Il prologo avviene nel via vai della fiera di paese che il regista si sente in dovere di inquadrare compromettendo l’effetto del momento più rivoluzionario dell’opera. Anche qui la scena è divisa in sei moduli – due riproducono la stessa camera di Canio e Nedda. Si perde l’effetto sorpresa ed è anche meno giustificabile: in Pagliacci la scena è praticamente unica. Solo nel finale ha una sua efficacia quando la “commedia” è rappresentata in alto come viene vista dal pubblico in basso e con le proiezioni del primo piano di Canio. Il regista esalta il tema del teatro nel teatro nel teatro: noi siamo spettatori di uno spettacolo di cui vediamo all’inizio gli attori che si salutano, scherzano, per poi diventare i personaggi del dramma per poi diventare le maschere della commedia dell’arte nell’ingenua farsa messa in scena dalla sgangherata compagnia.
Il personaggio di Canio è fin da subito presentato nella sua brutalità quando prende a schiaffi un bambino o si ubriaca. In canottiera, barbetta a punta e tatuaggi sparsi, Kaufmann offre una magnifica prova attoriale. Il suo «Vesti la giubba» non è un numero di esibizione vocale, bensì un momento meditativo di terribile solitudine – e senza i soliti singhiozzi. Qui Canio si trastulla compulsivamente con un coltello a serramanico invece di truccarsi; si trucca infatti durante lo straziante intermezzo orchestrale. È a lui che poi viene giustamente assegnata l’ultima battuta dell’opera «La commedia è finita!» (che talora è affidata a Tonio) sussurrata da Kaufmann con agghiacciante freddezza. Vocalmente maiuscola la sua interpretazione che copre tutta la gamma dell’espressività, dalle insinuanti mezze voci al grido feroce.
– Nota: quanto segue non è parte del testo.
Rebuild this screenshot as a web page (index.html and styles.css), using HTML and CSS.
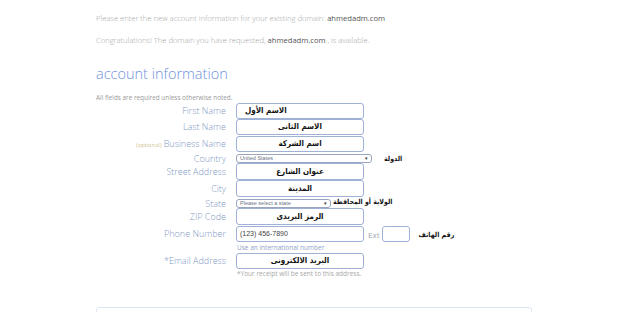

Tonio è uno Jago che per fomentare la patologica gelosia di Canio invece del fazzoletto usa la cravatta che Silvio ha perso dopo il suo ultimo incontro con Nedda. Qui è Dimitri Platanias, che la ricanterà nell’allestimento di Pappano/Michieletto a Londra a dicembre dello stesso anno. Drammaturgicamente convince poco, ma vocalmente è efficace. La Nedda della Agresta è manierata e vocalmente neanche lei convince. Il suo duetto con un Silvio deludente non decolla mai: teatralmente e musicalmente questo è il momento meno felice dello spettacolo. Bella la voce del giovane tenore turco Tansel Akzeybek che aspettiamo in un ruolo più impegnativo di questo di Beppe.
La direzione d’orchestra di Thielemann è meno convincente qui che in Cavalleria e il coro spesso scoordinato. Lo spettacolo ha infiammato il compassato pubblico salisburghese e ora è visibile in alta definizione su due dischi Unitel.